British Railways closed the railway in Surfleet. The LNER disappeared with the nationalisation of British Railways by the 1948 Labour Government. The station was one of many lines across the country that was closed on recommendation of the Beeching Report—it closed to passengers in 1961 and to goods in 1963. The railway line between Spalding and Boston survived until late 1970 when, after more than 100 years of service, it was removed, leaving only station buildings. Spalding station was closed, but re-opened a year later to service areas that had lost their railway service.

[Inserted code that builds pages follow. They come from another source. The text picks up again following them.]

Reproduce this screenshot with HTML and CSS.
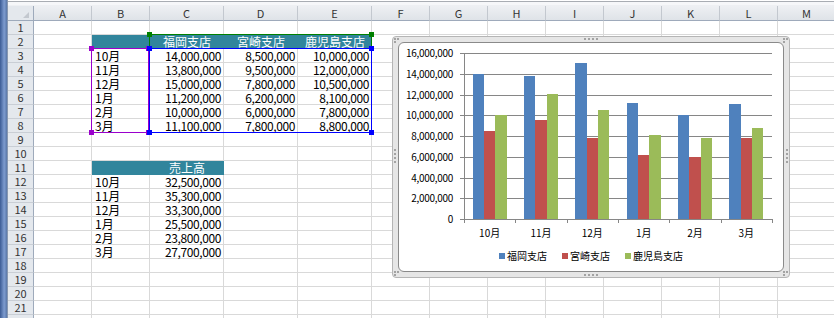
FILE: index.html
```html
<!DOCTYPE html>
<html lang="ja">
<head>
<meta charset="utf-8">
<title>支店別売上</title>
<link rel="stylesheet" href="styles.css">
</head>
<body>
<div class="window">
	<div class="side"></div>
	<div class="main">
		<div class="topline"></div>
		<div class="sheet grid" id="sheet">
			<div class="marks grid">
				<div class="mark cat"><span class="h tl"></span><span class="h tr"></span><span class="h bl"></span><span class="h br"></span></div>
				<div class="mark name"><span class="h tl"></span><span class="h tr"></span></div>
				<div class="mark val"><span class="h tl"></span><span class="h tr"></span><span class="h bl"></span><span class="h br"></span></div>
			</div>
		</div>
	</div>
</div>

<div class="chart">
	<span class="grip gt"></span>
	<span class="grip gb"></span>
	<span class="grip gl"></span>
	<span class="grip gr"></span>
	<span class="corner-grip c1"></span>
	<span class="corner-grip c2"></span>
	<span class="corner-grip c3"></span>
	<span class="corner-grip c4"></span>
	<div class="chart-area">
		<svg id="graph" width="384" height="228"></svg>
	</div>
</div>

<script src="script.js"></script>
</body>
</html>
```

FILE: styles.css
```css
body {
	margin: 0;
	width: 834px;
	height: 318px;
	overflow: hidden;
	position: relative;
	background: #fff;
	font-family: "Noto Sans CJK JP", "Noto Sans", sans-serif;
	color: #000;
}

.window {
	display: flex;
	height: 318px;
}

.side {
	flex: none;
	width: 7px;
	border-right: 1px solid #8797b0;
	background: linear-gradient(to right, #3b5b94, #7d9bcf 60%, #5a78a8);
}

.main {
	flex: 1;
	min-width: 0;
	overflow: hidden;
	display: flex;
	flex-direction: column;
}

.topline {
	flex: none;
	height: 6px;
	background: linear-gradient(#fff 0 1px, #a9adb3 1px 2px, #f6f7f9 2px 5px, #eef0f3 5px);
}

/* same tracks for the cells and for the range marks over them */
.grid {
	display: grid;
	grid-template-columns: 26px 58px 58px 74px 74px 74px repeat(8, 58px);
	grid-template-rows: 15px repeat(22, 14px);
}

.sheet {
	position: relative;
}

.corner,
.colhead,
.rowhead {
	box-sizing: border-box;
	background: #e4e8ed;
	color: #333;
	font-size: 11px;
	text-align: center;
	white-space: nowrap;
}

.corner {
	position: relative;
	border-right: 1px solid #9eaabb;
	border-bottom: 1px solid #9eaabb;
}

.corner:after {
	content: "";
	position: absolute;
	right: 4px;
	bottom: 2px;
	border-left: 6px solid transparent;
	border-bottom: 6px solid #c3c8cf;
}

.colhead {
	line-height: 14px;
	background: linear-gradient(#eef0f3, #dfe3e8);
	border-right: 1px solid #c3c8cf;
	border-bottom: 1px solid #9eaabb;
}

.rowhead {
	line-height: 13px;
	border-right: 1px solid #9eaabb;
	border-bottom: 1px solid #c9ced5;
}

.cell {
	box-sizing: border-box;
	border-right: 1px solid #d9d9d9;
	border-bottom: 1px solid #d9d9d9;
	padding: 0 2px 0 3px;
	font-size: 12px;
	line-height: 13px;
	white-space: nowrap;
}

.num {
	text-align: right;
	letter-spacing: -0.4px;
}

.head {
	background: #31859c;
	border-color: #31859c;
	color: #fff;
	text-align: center;
}

.marks {
	position: absolute;
	left: 0;
	top: 0;
	pointer-events: none;
}

.mark {
	position: relative;
	margin: -1px 0 0 -1px;
	border: 1px solid currentColor;
}

.cat {
	grid-row: 4 / 10;
	grid-column: 3 / 4;
	margin-right: 1px;
	color: #9a00cc;
}

.name {
	grid-row: 3 / 4;
	grid-column: 4 / 7;
	color: #008000;
}

.val {
	grid-row: 4 / 10;
	grid-column: 4 / 7;
	color: #0000ff;
}

.h {
	position: absolute;
	width: 5px;
	height: 5px;
	background: currentColor;
}

.tl { left: -3px; top: -3px; }
.tr { right: -3px; top: -3px; }
.bl { left: -3px; bottom: -3px; }
.br { right: -3px; bottom: -3px; }

/* chart object */
.chart {
	position: absolute;
	left: 392px;
	top: 36px;
	width: 398px;
	height: 242px;
	box-sizing: border-box;
	padding: 5px;
	border: 1px solid #b5b5b5;
	border-radius: 4px;
	background: #e6e6e6;
}

.chart-area {
	height: 100%;
	box-sizing: border-box;
	border: 1px solid #8a8a8a;
	border-radius: 6px;
	background: #fff;
	overflow: hidden;
}

.chart-area svg {
	display: block;
}

.grip,
.corner-grip {
	position: absolute;
	width: 2px;
	height: 2px;
	background: #a3a3a3;
}

.gt { left: 191px; top: 1px; box-shadow: 4px 0 #a3a3a3, 8px 0 #a3a3a3, 12px 0 #a3a3a3; }
.gb { left: 191px; bottom: 1px; box-shadow: 4px 0 #a3a3a3, 8px 0 #a3a3a3, 12px 0 #a3a3a3; }
.gl { left: 1px; top: 112px; box-shadow: 0 4px #a3a3a3, 0 8px #a3a3a3, 0 12px #a3a3a3; }
.gr { right: 1px; top: 112px; box-shadow: 0 4px #a3a3a3, 0 8px #a3a3a3, 0 12px #a3a3a3; }

.corner-grip { box-shadow: 3px 0 #a3a3a3, 0 3px #a3a3a3; }
.c1 { left: 1px; top: 1px; }
.c2 { right: 4px; top: 1px; }
.c3 { left: 1px; bottom: 4px; }
.c4 { right: 4px; bottom: 4px; }

.axis-label {
	font-family: "Noto Sans CJK JP", "Noto Sans", sans-serif;
	font-size: 10px;
	fill: #000;
}

.ylab {
	letter-spacing: -0.3px;
}
```

FILE: script.js
```js
let cols = ["A", "B", "C", "D", "E", "F", "G", "H", "I", "J", "K", "L", "M"];
let months = ["10月", "11月", "12月", "1月", "2月", "3月"];
let branches = ["福岡支店", "宮崎支店", "鹿児島支店"];
let sales = [
	[14000000, 13800000, 15000000, 11200000, 10000000, 11100000],
	[8500000, 9500000, 7800000, 6200000, 6000000, 7800000],
	[10000000, 12000000, 10500000, 8100000, 7800000, 8800000]
];
let total = [32500000, 35300000, 33300000, 25500000, 23800000, 27700000];
let colors = ["#4f81bd", "#c0504d", "#9bbb59"];

function fmt(n) {
	return n.toLocaleString("en-US");
}

// cell contents
let data = {};
data["B2"] = { text: "", cls: "head" };
for (let s = 0; s < 3; s++) {
	data[cols[s + 2] + "2"] = { text: branches[s], cls: "head" };
}
for (let m = 0; m < 6; m++) {
	data["B" + (m + 3)] = { text: months[m], cls: "" };
	for (let s = 0; s < 3; s++) {
		data[cols[s + 2] + (m + 3)] = { text: fmt(sales[s][m]), cls: "num" };
	}
}
data["B11"] = { text: "", cls: "head" };
data["C11"] = { text: "売上高", cls: "head" };
for (let m = 0; m < 6; m++) {
	data["B" + (m + 12)] = { text: months[m], cls: "" };
	data["C" + (m + 12)] = { text: fmt(total[m]), cls: "num" };
}

// sheet
let sheet = document.getElementById("sheet");
let marks = sheet.querySelector(".marks");

function add(cls, text, row, col) {
	let d = document.createElement("div");
	d.className = cls;
	d.textContent = text;
	d.style.gridArea = row + " / " + col;
	sheet.insertBefore(d, marks);
}

add("corner", "", 1, 1);
for (let i = 0; i < cols.length; i++) {
	add("colhead", cols[i], 1, i + 2);
}
for (let r = 1; r <= 22; r++) {
	add("rowhead", r, r + 1, 1);
	for (let i = 0; i < cols.length; i++) {
		let c = data[cols[i] + r];
		add(c ? "cell " + c.cls : "cell", c ? c.text : "", r + 1, i + 2);
	}
}

// chart
let svg = document.getElementById("graph");
let NS = "http://www.w3.org/2000/svg";

function el(name, attrs, text) {
	let e = document.createElementNS(NS, name);
	for (let k in attrs) e.setAttribute(k, attrs[k]);
	if (text) e.textContent = text;
	svg.appendChild(e);
	return e;
}

let plotLeft = 65, plotRight = 373, plotTop = 10, plotBottom = 176, max = 16000000;
let step = (plotRight - plotLeft) / 6;
let bw = step / 4.5;
let axis = "#868686";

for (let k = 0; k <= 8; k++) {
	let y = Math.round(plotBottom - k * (plotBottom - plotTop) / 8) + 0.5;
	el("line", { x1: plotLeft - 4, x2: plotRight, y1: y, y2: y, stroke: axis });
	el("text", { x: 54, y: y + 3.5, "text-anchor": "end", class: "axis-label ylab" }, fmt(k * 2000000));
}

for (let m = 0; m < 6; m++) {
	for (let s = 0; s < 3; s++) {
		let x = Math.round(plotLeft + m * step + 0.75 * bw + s * bw);
		let x2 = Math.round(plotLeft + m * step + 0.75 * bw + (s + 1) * bw);
		let h = Math.round(sales[s][m] / max * (plotBottom - plotTop));
		el("rect", { x: x, y: plotBottom - h, width: x2 - x, height: h, fill: colors[s] });
	}
	el("text", { x: plotLeft + (m + 0.5) * step, y: 194, "text-anchor": "middle", class: "axis-label" }, months[m]);
}

el("line", { x1: plotLeft + 0.5, x2: plotLeft + 0.5, y1: plotTop, y2: plotBottom + 1, stroke: axis });
for (let m = 0; m <= 6; m++) {
	let x = Math.round(plotLeft + m * step) + 0.5;
	el("line", { x1: x, x2: x, y1: plotBottom, y2: plotBottom + 4, stroke: axis });
}

// legend
let lx = [100, 163, 226];
for (let s = 0; s < 3; s++) {
	el("rect", { x: lx[s], y: 210, width: 6, height: 6, fill: colors[s] });
	el("text", { x: lx[s] + 8, y: 216.5, class: "axis-label" }, branches[s]);
}
```
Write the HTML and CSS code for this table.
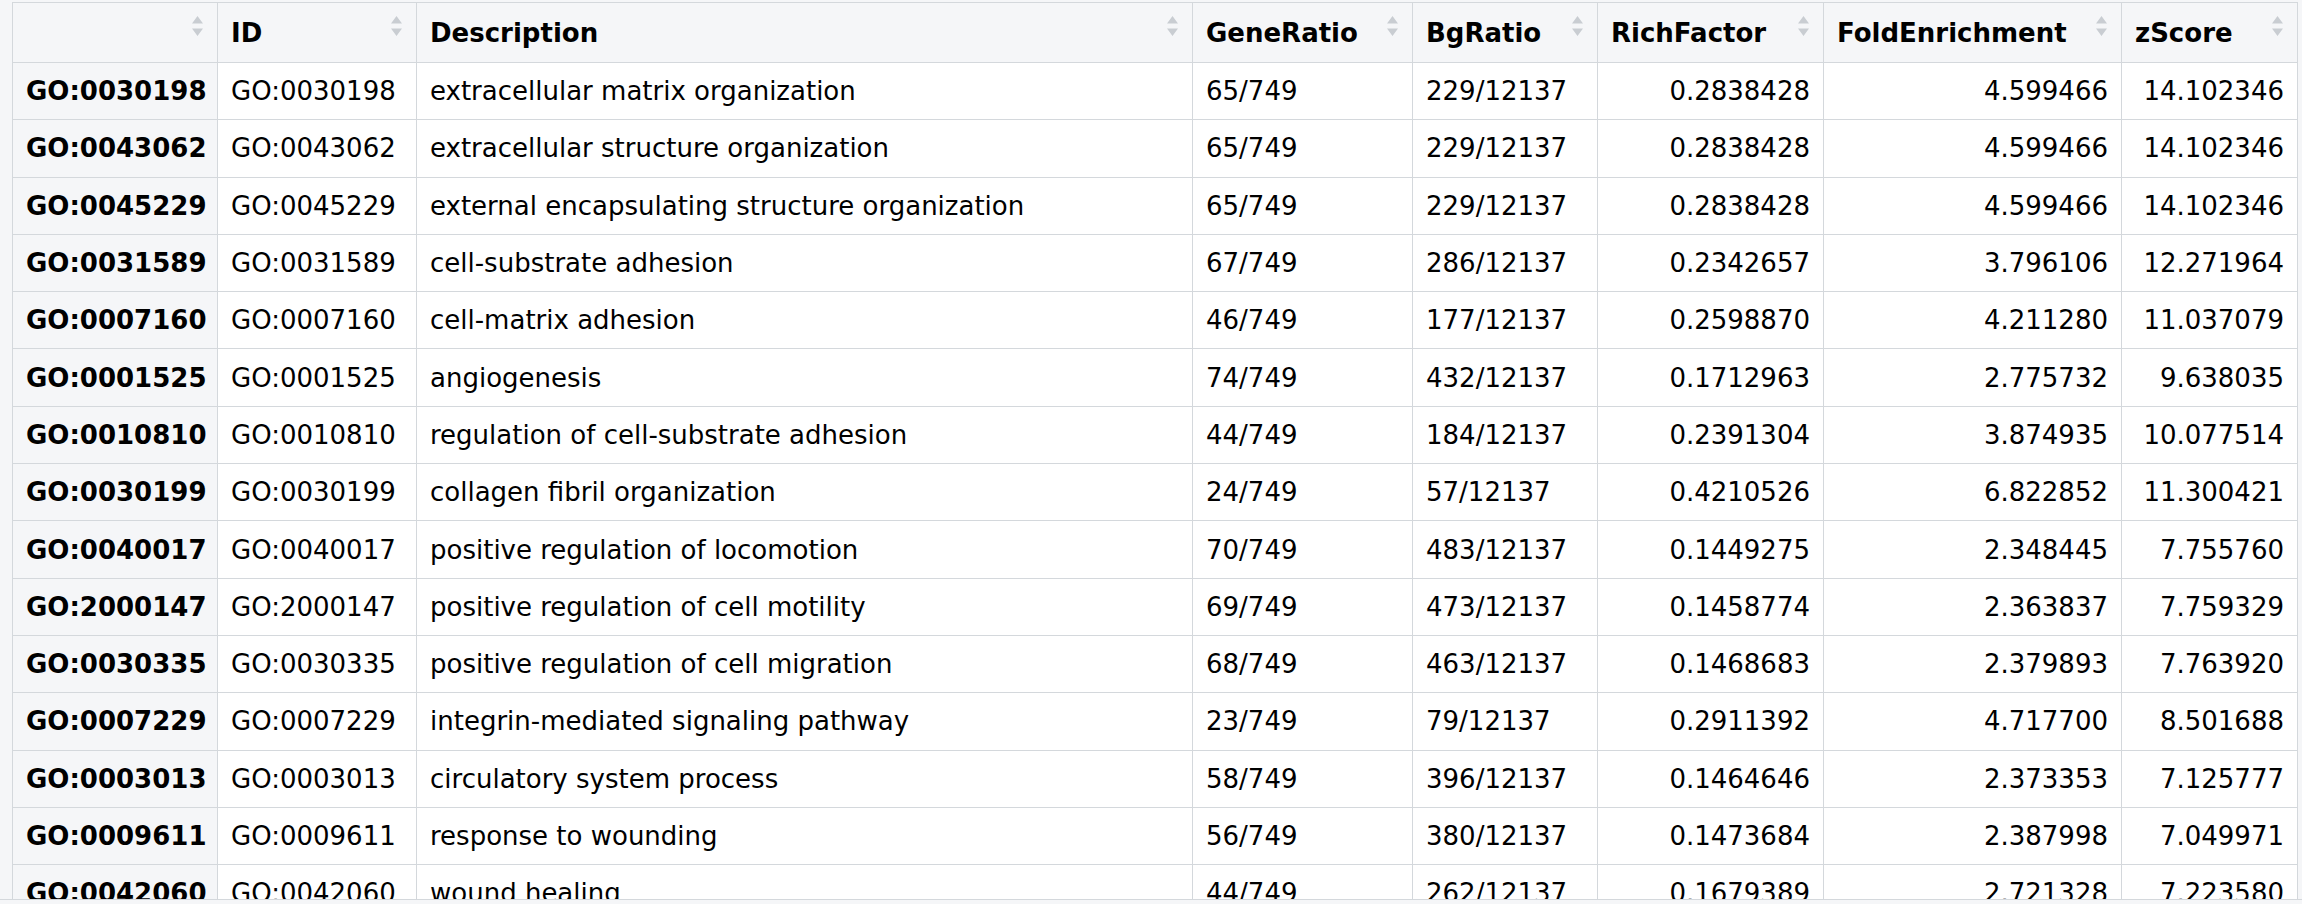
FILE: index.html
```html
<!DOCTYPE html>
<html>
<head>
<meta charset="utf-8">
<title>GO enrichment</title>
<link rel="stylesheet" href="styles.css">
</head>
<body>
<div class="viewer">
  <table class="grid">
    <thead>
      <tr>
        <th class="c-rn"><span class="sort"><svg viewBox="0 0 11 20" width="11" height="20"><path d="M0 7.5 L5.5 0 L11 7.5 Z M0 12.5 L5.5 20 L11 12.5 Z"/></svg></span></th>
        <th class="c-id">ID<span class="sort"><svg viewBox="0 0 11 20" width="11" height="20"><path d="M0 7.5 L5.5 0 L11 7.5 Z M0 12.5 L5.5 20 L11 12.5 Z"/></svg></span></th>
        <th class="c-desc">Description<span class="sort"><svg viewBox="0 0 11 20" width="11" height="20"><path d="M0 7.5 L5.5 0 L11 7.5 Z M0 12.5 L5.5 20 L11 12.5 Z"/></svg></span></th>
        <th class="c-gr">GeneRatio<span class="sort"><svg viewBox="0 0 11 20" width="11" height="20"><path d="M0 7.5 L5.5 0 L11 7.5 Z M0 12.5 L5.5 20 L11 12.5 Z"/></svg></span></th>
        <th class="c-bg">BgRatio<span class="sort"><svg viewBox="0 0 11 20" width="11" height="20"><path d="M0 7.5 L5.5 0 L11 7.5 Z M0 12.5 L5.5 20 L11 12.5 Z"/></svg></span></th>
        <th class="c-rf">RichFactor<span class="sort"><svg viewBox="0 0 11 20" width="11" height="20"><path d="M0 7.5 L5.5 0 L11 7.5 Z M0 12.5 L5.5 20 L11 12.5 Z"/></svg></span></th>
        <th class="c-fe">FoldEnrichment<span class="sort"><svg viewBox="0 0 11 20" width="11" height="20"><path d="M0 7.5 L5.5 0 L11 7.5 Z M0 12.5 L5.5 20 L11 12.5 Z"/></svg></span></th>
        <th class="c-z">zScore<span class="sort"><svg viewBox="0 0 11 20" width="11" height="20"><path d="M0 7.5 L5.5 0 L11 7.5 Z M0 12.5 L5.5 20 L11 12.5 Z"/></svg></span></th>
      </tr>
    </thead>
    <tbody>
      <tr><th class="rn">GO:0030198</th><td>GO:0030198</td><td>extracellular matrix organization</td><td>65/749</td><td>229/12137</td><td class="num">0.2838428</td><td class="num">4.599466</td><td class="num">14.102346</td></tr>
      <tr><th class="rn">GO:0043062</th><td>GO:0043062</td><td>extracellular structure organization</td><td>65/749</td><td>229/12137</td><td class="num">0.2838428</td><td class="num">4.599466</td><td class="num">14.102346</td></tr>
      <tr><th class="rn">GO:0045229</th><td>GO:0045229</td><td>external encapsulating structure organization</td><td>65/749</td><td>229/12137</td><td class="num">0.2838428</td><td class="num">4.599466</td><td class="num">14.102346</td></tr>
      <tr><th class="rn">GO:0031589</th><td>GO:0031589</td><td>cell-substrate adhesion</td><td>67/749</td><td>286/12137</td><td class="num">0.2342657</td><td class="num">3.796106</td><td class="num">12.271964</td></tr>
      <tr><th class="rn">GO:0007160</th><td>GO:0007160</td><td>cell-matrix adhesion</td><td>46/749</td><td>177/12137</td><td class="num">0.2598870</td><td class="num">4.211280</td><td class="num">11.037079</td></tr>
      <tr><th class="rn">GO:0001525</th><td>GO:0001525</td><td>angiogenesis</td><td>74/749</td><td>432/12137</td><td class="num">0.1712963</td><td class="num">2.775732</td><td class="num">9.638035</td></tr>
      <tr><th class="rn">GO:0010810</th><td>GO:0010810</td><td>regulation of cell-substrate adhesion</td><td>44/749</td><td>184/12137</td><td class="num">0.2391304</td><td class="num">3.874935</td><td class="num">10.077514</td></tr>
      <tr><th class="rn">GO:0030199</th><td>GO:0030199</td><td>collagen fibril organization</td><td>24/749</td><td>57/12137</td><td class="num">0.4210526</td><td class="num">6.822852</td><td class="num">11.300421</td></tr>
      <tr><th class="rn">GO:0040017</th><td>GO:0040017</td><td>positive regulation of locomotion</td><td>70/749</td><td>483/12137</td><td class="num">0.1449275</td><td class="num">2.348445</td><td class="num">7.755760</td></tr>
      <tr><th class="rn">GO:2000147</th><td>GO:2000147</td><td>positive regulation of cell motility</td><td>69/749</td><td>473/12137</td><td class="num">0.1458774</td><td class="num">2.363837</td><td class="num">7.759329</td></tr>
      <tr><th class="rn">GO:0030335</th><td>GO:0030335</td><td>positive regulation of cell migration</td><td>68/749</td><td>463/12137</td><td class="num">0.1468683</td><td class="num">2.379893</td><td class="num">7.763920</td></tr>
      <tr><th class="rn">GO:0007229</th><td>GO:0007229</td><td>integrin-mediated signaling pathway</td><td>23/749</td><td>79/12137</td><td class="num">0.2911392</td><td class="num">4.717700</td><td class="num">8.501688</td></tr>
      <tr><th class="rn">GO:0003013</th><td>GO:0003013</td><td>circulatory system process</td><td>58/749</td><td>396/12137</td><td class="num">0.1464646</td><td class="num">2.373353</td><td class="num">7.125777</td></tr>
      <tr><th class="rn">GO:0009611</th><td>GO:0009611</td><td>response to wounding</td><td>56/749</td><td>380/12137</td><td class="num">0.1473684</td><td class="num">2.387998</td><td class="num">7.049971</td></tr>
      <tr><th class="rn">GO:0042060</th><td>GO:0042060</td><td>wound healing</td><td>44/749</td><td>262/12137</td><td class="num">0.1679389</td><td class="num">2.721328</td><td class="num">7.223580</td></tr>
    </tbody>
  </table>
</div>
</body>
</html>
```

FILE: styles.css
```css
html, body {
  margin: 0;
  padding: 0;
  background: #f5f6f8;
}

body {
  font-family: "DejaVu Sans", "Liberation Sans", sans-serif;
  font-size: 26px;
  color: #000;
  height: 904px;
  overflow: hidden;
}

.viewer {
  height: 900px;
  overflow: hidden;
  border-bottom: 1px solid #d4d8dc;
  padding: 2px 0 0 12px;
  box-sizing: border-box;
}

.grid {
  border-collapse: separate;
  border-spacing: 0;
  table-layout: fixed;
  width: 2286px;
  border-left: 1px solid #d4d8dc;
  border-top: 1px solid #d4d8dc;
  background: #fff;
}

.grid th,
.grid td {
  box-sizing: border-box;
  border-right: 1px solid #d4d8dc;
  border-bottom: 1px solid #d4d8dc;
  padding: 0 13px;
  white-space: nowrap;
  overflow: hidden;
  text-align: left;
  vertical-align: middle;
}

.grid thead th {
  position: relative;
  height: 60px;
  background: #f5f6f8;
  font-weight: bold;
  padding-right: 34px;
}

.grid tbody td,
.grid tbody th {
  height: 57.3px;
  font-weight: normal;
}

.grid tbody th.rn {
  background: #f5f6f8;
  font-weight: bold;
}

.grid td.num {
  text-align: right;
}

.sort {
  position: absolute;
  right: 14px;
  top: 13px;
  width: 11px;
  height: 20px;
  display: block;
}

.sort svg {
  display: block;
  fill: #c9cdd2;
}

.c-rn { width: 205px; }
.c-id { width: 199px; }
.c-desc { width: 776px; }
.c-gr { width: 220px; }
.c-bg { width: 185px; }
.c-rf { width: 226px; }
.c-fe { width: 298px; }
.c-z { width: 176px; }
```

The station buildings in Surfleet stood until 1994, when they were demolished to accommodate the building of the A16 Spalding Bypass. The A16 is built on the route of the old railway line from Boston to just beyond Surfleet, where it turns away to the left to avoid Spalding. The only remaining part of the station is the Riverside Hotel public house, which is on the original route of Station Road, itself re-routed to accommodate the A16.

== Education ==

Surfleet has a small primary school named the Surfleet Seas End County Primary School. It is in Station Road. It was built in 1878 and has the appearance of a typical Victorian School. The original school buildings are still used, as is the old schoolhouse, which has been refurbished and is now an administration office and visitor reception area.

The building has been extended since its first opening to improve and expand its facilities. It now has three internal classrooms, a multipurpose hall, a central library and a computer room. A further mobile building, in the rear playground, acts as the fourth classroom. It has two large hard surface playing areas, an environmental garden, a garden play area, and a large field used for sports and other recreational activities.

The school has under 90 pupils on roll, served by four full-time teaching staff and support and ancillary staff. After 2008 the school federated with Weston St Mary's Church of England Primary School.